» REQUIREMENTS
Tally the lines holding the string "this" and reply with that number alone.

» DATASET SECTION
● ● ● ● ●
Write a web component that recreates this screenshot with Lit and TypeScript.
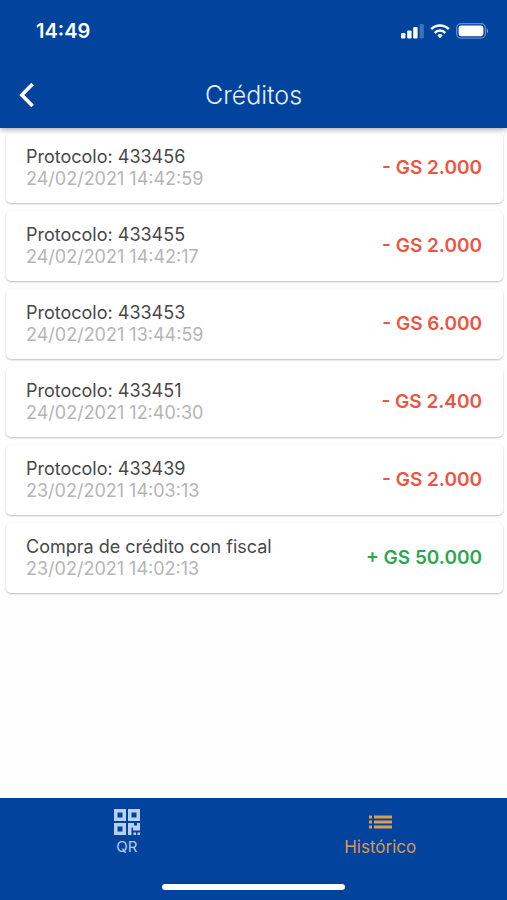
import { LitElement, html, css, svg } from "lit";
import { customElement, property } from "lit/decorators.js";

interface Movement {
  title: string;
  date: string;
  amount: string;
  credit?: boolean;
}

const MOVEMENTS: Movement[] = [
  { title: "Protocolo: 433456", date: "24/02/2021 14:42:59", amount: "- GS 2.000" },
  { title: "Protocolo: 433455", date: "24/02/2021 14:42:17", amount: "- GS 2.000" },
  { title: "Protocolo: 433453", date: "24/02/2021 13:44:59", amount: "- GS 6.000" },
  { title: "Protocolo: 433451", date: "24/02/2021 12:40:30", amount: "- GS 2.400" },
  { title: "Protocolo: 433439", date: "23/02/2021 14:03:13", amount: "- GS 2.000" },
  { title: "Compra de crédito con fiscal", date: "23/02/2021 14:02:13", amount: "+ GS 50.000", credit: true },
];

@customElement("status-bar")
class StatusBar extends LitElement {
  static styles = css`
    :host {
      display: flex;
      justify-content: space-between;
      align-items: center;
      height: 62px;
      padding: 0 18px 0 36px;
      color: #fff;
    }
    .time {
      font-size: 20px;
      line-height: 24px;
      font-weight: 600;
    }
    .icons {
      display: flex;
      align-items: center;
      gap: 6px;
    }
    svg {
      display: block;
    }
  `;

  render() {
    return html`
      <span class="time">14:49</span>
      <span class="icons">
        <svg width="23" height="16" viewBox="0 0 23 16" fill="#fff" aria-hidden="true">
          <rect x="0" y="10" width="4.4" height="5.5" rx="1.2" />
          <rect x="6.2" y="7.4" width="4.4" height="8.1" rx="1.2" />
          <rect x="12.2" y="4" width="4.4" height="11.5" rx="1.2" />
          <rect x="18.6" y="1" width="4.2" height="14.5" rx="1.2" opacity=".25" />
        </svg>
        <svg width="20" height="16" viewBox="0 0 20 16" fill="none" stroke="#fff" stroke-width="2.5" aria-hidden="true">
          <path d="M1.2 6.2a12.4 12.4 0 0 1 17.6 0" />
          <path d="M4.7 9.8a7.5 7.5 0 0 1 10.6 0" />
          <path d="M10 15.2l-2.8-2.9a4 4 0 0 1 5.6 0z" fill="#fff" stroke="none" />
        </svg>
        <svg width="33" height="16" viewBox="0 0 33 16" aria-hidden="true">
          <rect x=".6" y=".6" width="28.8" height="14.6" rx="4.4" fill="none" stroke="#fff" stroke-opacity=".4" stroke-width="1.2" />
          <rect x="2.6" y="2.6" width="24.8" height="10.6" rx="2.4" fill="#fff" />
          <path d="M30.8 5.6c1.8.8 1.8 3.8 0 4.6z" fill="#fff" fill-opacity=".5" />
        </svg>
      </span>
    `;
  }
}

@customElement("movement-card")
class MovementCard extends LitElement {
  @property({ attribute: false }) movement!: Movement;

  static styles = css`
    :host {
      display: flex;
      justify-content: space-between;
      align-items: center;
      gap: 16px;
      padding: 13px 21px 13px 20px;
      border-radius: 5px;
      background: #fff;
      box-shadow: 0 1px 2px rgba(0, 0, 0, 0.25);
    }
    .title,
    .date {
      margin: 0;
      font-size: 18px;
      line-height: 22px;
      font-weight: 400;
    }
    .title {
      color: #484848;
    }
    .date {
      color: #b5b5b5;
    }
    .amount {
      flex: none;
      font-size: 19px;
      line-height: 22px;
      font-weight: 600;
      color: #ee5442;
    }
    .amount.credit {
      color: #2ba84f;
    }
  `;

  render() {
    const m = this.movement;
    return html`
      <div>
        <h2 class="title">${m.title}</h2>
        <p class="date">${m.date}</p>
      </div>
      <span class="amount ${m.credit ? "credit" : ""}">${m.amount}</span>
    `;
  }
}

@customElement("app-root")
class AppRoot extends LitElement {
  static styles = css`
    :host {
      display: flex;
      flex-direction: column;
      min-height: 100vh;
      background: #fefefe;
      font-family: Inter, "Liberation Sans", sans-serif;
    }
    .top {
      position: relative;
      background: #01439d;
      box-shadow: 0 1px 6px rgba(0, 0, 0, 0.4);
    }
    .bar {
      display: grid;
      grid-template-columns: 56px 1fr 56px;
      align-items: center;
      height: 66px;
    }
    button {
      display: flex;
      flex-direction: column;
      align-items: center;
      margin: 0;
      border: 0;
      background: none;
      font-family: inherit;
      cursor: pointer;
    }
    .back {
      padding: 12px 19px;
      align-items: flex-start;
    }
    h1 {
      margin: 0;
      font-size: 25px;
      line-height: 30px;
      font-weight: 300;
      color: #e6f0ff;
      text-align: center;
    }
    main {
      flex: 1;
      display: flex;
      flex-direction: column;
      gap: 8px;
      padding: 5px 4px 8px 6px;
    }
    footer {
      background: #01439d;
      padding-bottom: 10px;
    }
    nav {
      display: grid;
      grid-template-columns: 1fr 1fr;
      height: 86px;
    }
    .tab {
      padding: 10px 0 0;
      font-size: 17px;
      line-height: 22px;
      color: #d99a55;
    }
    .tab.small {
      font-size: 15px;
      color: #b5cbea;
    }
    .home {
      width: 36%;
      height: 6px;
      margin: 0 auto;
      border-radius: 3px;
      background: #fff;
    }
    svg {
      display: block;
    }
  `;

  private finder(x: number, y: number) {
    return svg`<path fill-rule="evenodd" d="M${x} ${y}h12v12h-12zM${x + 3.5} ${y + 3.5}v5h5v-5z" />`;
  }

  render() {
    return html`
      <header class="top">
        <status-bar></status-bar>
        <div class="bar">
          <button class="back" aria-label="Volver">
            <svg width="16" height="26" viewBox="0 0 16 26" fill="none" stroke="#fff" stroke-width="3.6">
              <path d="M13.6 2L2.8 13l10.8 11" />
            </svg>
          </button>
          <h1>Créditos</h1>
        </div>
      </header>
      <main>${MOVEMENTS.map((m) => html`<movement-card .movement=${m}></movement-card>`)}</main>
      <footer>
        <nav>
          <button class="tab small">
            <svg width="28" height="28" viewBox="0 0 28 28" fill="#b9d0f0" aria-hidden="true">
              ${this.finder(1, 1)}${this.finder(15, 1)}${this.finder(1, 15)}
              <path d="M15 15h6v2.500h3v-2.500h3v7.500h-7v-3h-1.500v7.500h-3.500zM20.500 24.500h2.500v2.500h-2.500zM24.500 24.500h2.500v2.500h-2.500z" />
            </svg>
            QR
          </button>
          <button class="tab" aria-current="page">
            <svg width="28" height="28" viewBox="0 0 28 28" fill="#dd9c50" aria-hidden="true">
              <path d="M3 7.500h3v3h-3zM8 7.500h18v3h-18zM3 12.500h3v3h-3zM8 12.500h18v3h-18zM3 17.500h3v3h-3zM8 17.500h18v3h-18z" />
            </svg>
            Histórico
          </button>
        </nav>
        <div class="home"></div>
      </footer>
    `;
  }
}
● ● ● ● ●
» WRITTEN ANSWER
3